Late last year, both the Northern District of Texas in Fast Memory Erase LLC v. Spansion, Inc. and the Southern District of California in Gabriel Technologies Corp. v. Qualcomm Inc. denied a portion of the prevailing party's claimed e-discovery costs. The courts relied on the rationale in CBT Flint Partners LLC v. Return Path Inc. that e-discovery tasks more akin to the work of a lawyer and not related to the "electronic equivalents of exemplification" are not recoverable.

As e-discovery continues to grow and more parties view it as a way to uncover the "smoking gun," the issue of recovering e-discovery costs will be a major focus.
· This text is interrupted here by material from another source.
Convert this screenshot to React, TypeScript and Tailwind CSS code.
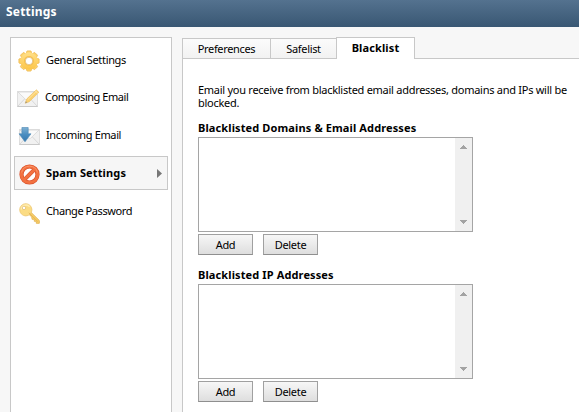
import type { ReactNode } from "react";

function GearIcon() {
  const teeth = [0, 45, 90, 135, 180, 225, 270, 315];
  return (
    <svg width="22" height="22" viewBox="0 0 22 22">
      <defs>
        <linearGradient id="gear" x1="0" y1="0" x2="0" y2="1">
          <stop offset="0" stopColor="#ffe08a" />
          <stop offset="1" stopColor="#fcc548" />
        </linearGradient>
      </defs>
      <g fill="#fcd168" stroke="#efbb58" strokeWidth="0.8" strokeLinejoin="round">
        {teeth.map((a) => (
          <path key={a} d="M8.2 4 8.8 1.3q.1-.4.5-.4h3.4q.4 0 .5.4L13.8 4z" transform={`rotate(${a} 11 11)`} />
        ))}
      </g>
      <circle cx="11" cy="11" r="8.7" fill="url(#gear)" />
      <circle cx="11" cy="11" r="5" fill="#f9c14c" />
      <circle cx="11" cy="11" r="3.7" fill="#fff" stroke="#d9b26a" strokeWidth="0.6" />
    </svg>
  );
}

function Envelope() {
  return (
    <g>
      <rect x=".5" y="2.5" width="20" height="15" fill="#f1f1f1" stroke="#dedede" />
      <path d="M1 17 8 9.5M20 17l-7-7.5" stroke="#d8d8d8" fill="none" />
      <path d="M1 3h19l-8.3 8.2q-1.2 1-2.4 0z" fill="#fafafa" stroke="#d6d6d6" strokeWidth=".8" />
      <path d="M.5 17.5h20" stroke="#c9c9c9" />
    </g>
  );
}

function ComposeIcon() {
  return (
    <svg width="23" height="19" viewBox="0 0 23 19">
      <Envelope />
      <path d="m8.2 14.3 1.4-4.2L19.3.8l2.6 2.5-9.6 9.4z" fill="#fad06f" stroke="#ecbd62" strokeWidth=".6" />
      <path d="m10.7 10.7 8.8-8.5" stroke="#ffe5a4" />
      <path d="m8.2 14.3.7-2.1 1.3 1.4z" fill="#9a9283" />
      <path d="m18.2 1.8 2.6 2.5" stroke="#fff1c6" strokeWidth=".8" />
    </svg>
  );
}

function IncomingIcon() {
  return (
    <svg width="22" height="19" viewBox="0 0 22 19">
      <defs>
        <linearGradient id="arrow" x1="0" y1="0" x2="0" y2="1">
          <stop offset="0" stopColor="#7db0d3" />
          <stop offset=".5" stopColor="#4a8dc0" />
          <stop offset="1" stopColor="#3578ae" />
        </linearGradient>
      </defs>
      <g transform="translate(1 0)">
        <Envelope />
      </g>
      <path d="M3.9.5h6.3v6.3H13l-6 8-6-8h2.9z" fill="url(#arrow)" stroke="#4a86b4" strokeWidth=".6" />
    </svg>
  );
}

function BlockIcon() {
  return (
    <svg width="21" height="21" viewBox="0 0 21 21">
      <circle cx="10.5" cy="10.5" r="8" fill="#fff" stroke="#d9512c" strokeWidth="4.2" />
      <path d="m4.7 16.3 11.6-11.6" stroke="#d9512c" strokeWidth="4" />
      <circle cx="10.5" cy="10.5" r="8.1" fill="none" stroke="#f27140" strokeWidth="3" />
      <path d="m5 16 11-11" stroke="#f27140" strokeWidth="2.8" />
      <path d="M2.6 8.5a8.1 8.1 0 0 1 15.8 0" fill="none" stroke="#fb9468" strokeWidth="1" />
    </svg>
  );
}

function KeyIcon() {
  return (
    <svg width="21" height="21" viewBox="0 0 21 21">
      <path d="m10.1 7.5 10.2 10v2.8h-3v-2h-2v-2h-2.2l-.3-2.3-4-3.7z" fill="#f9cf68" stroke="#e3b556" strokeWidth=".9" />
      <circle cx="6.8" cy="6.8" r="6.1" fill="#fbdc84" stroke="#edc670" strokeWidth=".8" />
      <path d="M2.2 6.5a4.8 4.8 0 0 1 8.5-2.7" fill="none" stroke="#ffedb1" strokeWidth="1.4" />
      <circle cx="5" cy="4.9" r="1.7" fill="#fff" stroke="#dcb970" strokeWidth=".7" />
      <path d="m9.8 9.8 9 8.7" stroke="#dfab48" strokeWidth=".7" />
    </svg>
  );
}

type Item = { label: string; icon: ReactNode; iconPad: string; textStyle: string; selected?: boolean };

const items: Item[] = [
  { label: "General Settings", icon: <GearIcon />, iconPad: "pl-[3px] pt-[7px]", textStyle: "pt-[9px]" },
  { label: "Composing Email", icon: <ComposeIcon />, iconPad: "pl-[2px] pt-[8px]", textStyle: "-ml-px pt-[8px] tracking-[-0.45px]" },
  { label: "Incoming Email", icon: <IncomingIcon />, iconPad: "pl-[3px] pt-[8px]", textStyle: "pt-[8px] tracking-[-0.37px]" },
  {
    label: "Spam Settings",
    icon: <BlockIcon />,
    iconPad: "pl-[4px] pt-[7px]",
    textStyle: "pt-[8px] font-bold tracking-[0.14px]",
    selected: true,
  },
  { label: "Change Password", icon: <KeyIcon />, iconPad: "pl-[4px] pt-[8px]", textStyle: "pt-[8px] tracking-[-0.42px]" },
];

function NavItem({ item }: { item: Item }) {
  return (
    <li className={`flex h-[34px] border ${item.selected ? "border-[#c8c8c8] bg-[#f6f6f6]" : "border-transparent"}`}>
      <span className={`w-[31px] shrink-0 ${item.iconPad}`}>{item.icon}</span>
      <span className={`grow whitespace-nowrap leading-[16px] ${item.textStyle}`}>{item.label}</span>
      {item.selected && (
        <svg className="mr-[5px] mt-[12px]" width="5" height="9" viewBox="0 0 5 9">
          <path d="M0 0v9l5-4.5z" fill="#777" />
        </svg>
      )}
    </li>
  );
}

function ListBox() {
  return (
    <div className="flex h-[95px] w-[275px] justify-end border border-[#a5a5a5] bg-white">
      <div className="flex w-[17px] flex-col items-center justify-between bg-[#f0f0f0] py-[7px]">
        <svg width="7" height="4" viewBox="0 0 7 4" shapeRendering="crispEdges">
          <path d="M3 0h1v1h1v1h1v1h1v1H0V3h1V2h1V1h1z" fill="#a3a3a3" />
        </svg>
        <svg width="7" height="4" viewBox="0 0 7 4" shapeRendering="crispEdges">
          <path d="M0 0h7v1H6v1H5v1H4v1H3V3H2V2H1V1H0z" fill="#a3a3a3" />
        </svg>
      </div>
    </div>
  );
}

function Button({ children }: { children: ReactNode }) {
  return (
    <button className="flex h-[21px] w-[55px] items-center justify-center border border-[#a0a0a0] border-b-[#8f8f8f] bg-linear-to-b from-[#f7f7f7] to-[#dedede] leading-[16px] tracking-[-0.3px]">
      {children}
    </button>
  );
}

function Section({ title }: { title: string }) {
  return (
    <section>
      <h2 className="h-[17px] whitespace-nowrap font-bold leading-[16px] tracking-[0.12px]">{title}</h2>
      <ListBox />
      <div className="mt-[2px] flex gap-[10px]">
        <Button>Add</Button>
        <Button>Delete</Button>
      </div>
    </section>
  );
}

export default function App() {
  return (
    <div className="flex h-[412px] w-[579px] flex-col overflow-hidden bg-[#f7f7f7] font-['Noto_Sans','Open_Sans',sans-serif] text-[11px] tracking-[-0.33px] text-black">
      <header className="h-[27px] shrink-0 bg-linear-to-b from-[#54728f] to-[#395773] pl-[6px] pt-[3px] text-[12px] font-bold leading-[17px] tracking-[0.2px] text-white">
        Settings
      </header>
      <div className="flex grow pl-[10px] pt-[10px]">
        <nav className="w-[162px] shrink-0 border border-b-0 border-[#c8c8c8] bg-white">
          <ul className="flex flex-col gap-[4px] px-[3px] pt-[4px]">
            {items.map((item) => (
              <NavItem key={item.label} item={item} />
            ))}
          </ul>
        </nav>
        <main className="ml-[10px] flex min-w-0 grow flex-col">
          <div className="flex h-[21px] items-end">
            <div className="flex h-[20px] w-[88px] justify-center border border-r-0 border-b-0 border-[#c8c8c8] bg-linear-to-b from-[#fbfbfb] to-[#f2f2f2] pt-[2px] leading-[16px]">
              Preferences
            </div>
            <div className="flex h-[20px] w-[66px] justify-center border border-r-0 border-b-0 border-[#c8c8c8] bg-linear-to-b from-[#fbfbfb] to-[#f2f2f2] pt-[2px] leading-[16px]">
              Safelist
            </div>
            <div className="flex h-[21px] w-[79px] justify-center border border-b-0 border-[#c8c8c8] bg-white pt-[2px] font-bold leading-[16px] tracking-[0.12px]">
              Blacklist
            </div>
          </div>
          <div className="flex h-px shrink-0">
            <div className="w-[155px] bg-[#c8c8c8]" />
            <div className="w-[77px] bg-white" />
            <div className="grow bg-[#c8c8c8]" />
          </div>
          <div className="grow border-l border-[#c8c8c8] bg-white pl-[15px] pt-[24px]">
            <p className="h-[37px] w-[378px] leading-[13px] tracking-[-0.27px]">
              Email you receive from blacklisted email addresses, domains and IPs will be blocked.
            </p>
            <div className="flex flex-col gap-[12px]">
              <Section title="Blacklisted Domains & Email Addresses" />
              <Section title="Blacklisted IP Addresses" />
            </div>
          </div>
        </main>
      </div>
    </div>
  );
}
Until Congress amends Section 1920 or local rules providing clear guidelines regarding the recovery of e-discovery costs by the prevailing party are enacted, litigants are wise to keep in mind the division of authority. Parties hoping to get a head start on analyzing their claims and defenses before discovery requests are issued should consider that their e-discovery costs might not be recoverable if the other side carefully tailors its ESI requests.

These "head-start" litigants should consider reviewing documents before discovery in their less expensive "native format." Parties pursuing or defending a potentially weak case should carefully tailor their ESI discovery requests and consider requesting that documents be produced in their "native format." Open discussions should take place between the requesting party and the producing party, including how such costs can be minimized and whether a cost allocation agreement is appropriate. In addition, producing parties need to understand their e-discovery invoices may eventually be analyzed by a court. As a result, it is best to closely manage an ESI vendor to ensure that invoiced costs are clearly associated with the "exemplification" and copying process under Section 1920.